Concerning the properties and stability of resonant interfacial waves arising at the interface of two immiscible fluids under the actions of surface tension and gravity.

The evolution and stability of interfaces which arise between two fluids of finite vertical extent, caused by the interaction of two different harmonics of the fundamental, are very important for a number of applications, for example, stabilizing stratified oil and water in pipe flow, the creation of rogue waves and the understanding of the role of dissipation.
This however, requires an in-depth study of the waves which may be formed at the horizontal interface of two ideal fluids each of finite vertical extent. The forces acting on the system are those of gravity and surface tension. It is assumed that when the system is unexcited the interface is horizontal and the fluids have different velocities parallel to the interface.
It is well-known that for certain distinguished values of the parameters resonance can occur in the sense that the linearised problem has a two dimensional solution space spanned by the Mth and Nth harmonics of the motion and most of the work will be concerned with this situation. The case when M=2, N=1 has already been solved by Jones (2010). However, this situation is entirely different to the other resonances because the interactions occur at the quadratic rather than at the cubic level.

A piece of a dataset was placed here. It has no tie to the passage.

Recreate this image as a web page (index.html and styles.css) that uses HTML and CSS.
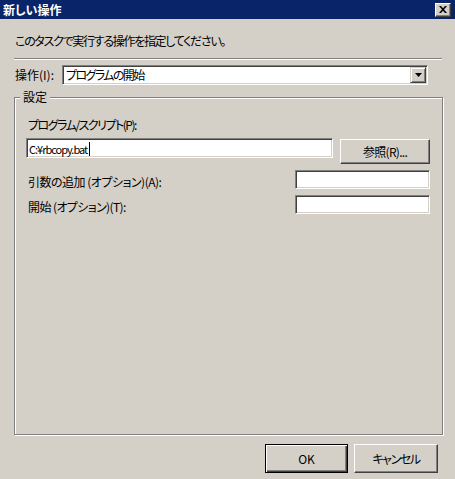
FILE: index.html
```html
<!DOCTYPE html>
<html lang="ja">
<head>
<meta charset="utf-8">
<title>新しい操作</title>
<link rel="stylesheet" href="styles.css">
</head>
<body>
<div class="window">
  <div class="titlebar">
    <span class="title">新しい操作</span>
    <span class="close">
      <svg width="8" height="7" viewBox="0 0 8 7"><path d="M0 0h2l2 2.2L6 0h2L5 3.5 8 7H6L4 4.8 2 7H0l3-3.5z" fill="#000"/></svg>
    </span>
  </div>
  <div class="body">
    <p class="intro">このタスクで実行する操作を指定してください。</p>
    <div class="sep"></div>
    <div class="action-row">
      <span class="action-label">操作(I):</span>
      <div class="combo">
        <span class="combo-value">プログラムの開始</span>
        <span class="combo-btn"><svg width="7" height="4" viewBox="0 0 7 4"><path d="M0 0h7L3.5 4z" fill="#000"/></svg></span>
      </div>
    </div>
    <fieldset class="group">
      <legend>設定</legend>
      <div class="field-label">プログラム/スクリプト(P):</div>
      <div class="prog-row">
        <div class="input prog">C:¥rbcopy.bat<span class="caret"></span></div>
        <button class="btn browse">参照(R)...</button>
      </div>
      <div class="opt-row">
        <span class="opt-label args">引数の追加 (オプション)(A):</span>
        <div class="input opt"></div>
      </div>
      <div class="opt-row">
        <span class="opt-label start">開始 (オプション)(T):</span>
        <div class="input opt"></div>
      </div>
    </fieldset>
    <div class="buttons">
      <button class="btn default">OK</button>
      <button class="btn cancel">キャンセル</button>
    </div>
  </div>
</div>
</body>
</html>
```
FILE: styles.css
```css
* { box-sizing: border-box; }
html, body { margin: 0; padding: 0; background: #d4d0c8; }
body {
  font-family: "Noto Sans CJK JP", "Liberation Sans", sans-serif;
  font-size: 12px;
  font-feature-settings: "palt";
  color: #000;
}
.window {
  width: 455px;
  height: 479px;
  background: #d4d0c8;
  overflow: hidden;
}
.titlebar {
  height: 19px;
  background: #0a246a;
  display: flex;
  align-items: flex-start;
  justify-content: space-between;
}
.title {
  color: #fff;
  font-weight: bold;
  font-size: 12px;
  line-height: 19px;
  padding-left: 3px;
}
.close {
  margin: 3px 4px 0 0;
  width: 16px;
  height: 14px;
  background: #d4d0c8;
  border: 1px solid;
  border-color: #fff #404040 #404040 #fff;
  box-shadow: inset -1px -1px 0 #808080;
  display: flex;
  align-items: center;
  justify-content: center;
}
.close svg { display: block; margin: 0 1px 1px 0; }
.body {
  padding: 0 13px 0 14px;
}
.intro {
  margin: 14px 0 0 1px;
  line-height: 16px;
  height: 16px;
  letter-spacing: -1.3px;
}
.sep {
  margin-top: 9px;
  height: 2px;
  border-top: 1px solid #808080;
  border-bottom: 1px solid #fff;
}
.action-row {
  margin-top: 5px;
  display: flex;
  align-items: center;
}
.action-label {
  width: 48px;
  padding-left: 1px;
  line-height: 16px;
}
.combo {
  width: 366px;
  height: 20px;
  background: #fff;
  border: 1px solid;
  border-color: #808080 #fff #fff #808080;
  box-shadow: inset 1px 1px 0 #404040, inset -1px -1px 0 #d4d0c8;
  display: flex;
  align-items: center;
  justify-content: space-between;
  padding: 1px;
}
.combo-value {
  padding-left: 2px;
  line-height: 16px;
  letter-spacing: -1.6px;
}
.combo-btn {
  width: 16px;
  height: 16px;
  background: #d4d0c8;
  border: 1px solid;
  border-color: #d4d0c8 #404040 #404040 #d4d0c8;
  box-shadow: inset 1px 1px 0 #fff, inset -1px -1px 0 #808080;
  display: flex;
  align-items: center;
  justify-content: center;
}
.combo-btn svg { display: block; }
.group {
  margin: 4px 0 0 0;
  width: 429px;
  height: 346px;
  padding: 0 12px 0 11px;
  border: 1px solid #808080;
  box-shadow: inset 1px 1px 0 #fff, 1px 1px 0 #fff;
}
.group legend {
  margin-left: -6px;
  padding: 0 3px;
  line-height: 16px;
  background: #d4d0c8;
}
.field-label {
  margin: 12px 0 0 2px;
  line-height: 16px;
  letter-spacing: -1.5px;
}
.input {
  background: #fff;
  border: 1px solid;
  border-color: #808080 #fff #fff #808080;
  box-shadow: inset 1px 1px 0 #404040, inset -1px -1px 0 #d4d0c8;
}
.prog-row {
  margin-top: 5px;
  display: flex;
  align-items: flex-start;
  gap: 7px;
}
.prog {
  width: 307px;
  height: 20px;
  padding: 2px 0 0 2px;
  line-height: 15px;
  font-size: 11px;
  display: flex;
  align-items: center;
  letter-spacing: -1px;
}
.caret {
  display: inline-block;
  width: 1px;
  height: 14px;
  background: #000;
  margin-left: 2px;
}
.btn {
  font-family: inherit;
  font-size: 12px;
  font-feature-settings: "palt";
  color: #000;
  background: #d4d0c8;
  border: 1px solid;
  border-color: #fff #404040 #404040 #fff;
  box-shadow: inset -1px -1px 0 #808080;
  padding: 0;
  margin: 0;
}
.browse {
  margin-top: 1px;
  width: 90px;
  height: 25px;
  letter-spacing: -0.7px;
}
.opt-row {
  margin-top: 6px;
  display: flex;
  align-items: flex-start;
  justify-content: space-between;
}
.opt-row + .opt-row { margin-top: 5px; }
.opt-label {
  margin: 4px 0 0 2px;
  line-height: 16px;
}
.args { letter-spacing: -0.5px; }
.start { letter-spacing: -0.6px; }
.opt {
  width: 135px;
  height: 19px;
}
.buttons {
  margin-top: 9px;
  padding-right: 4px;
  display: flex;
  justify-content: flex-end;
  gap: 6px;
}
.buttons .btn {
  height: 29px;
}
.default {
  width: 83px;
  border: 1px solid #000;
  box-shadow: inset 1px 1px 0 #fff, inset -1px -1px 0 #404040, inset -2px -2px 0 #808080;
}
.cancel {
  width: 84px;
  letter-spacing: -1.4px;
}
```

The first step in the analysis would be to solve the linear problem. Having accomplished this, we would then proceed to the nonlinear problem. This problem would be studied by employing the method of multiple scales to derive three or four coupled nonlinear partial differential equations which model, up to cubic order, the evolution of the interface. Solutions of this system would then be sought. Owing to the large number of parameters in the system, a great variety of wave profiles would be likely to be detected.
If there is time, the final stage of the project would be to examine the stability of these interfaces against small plane wave perturbations.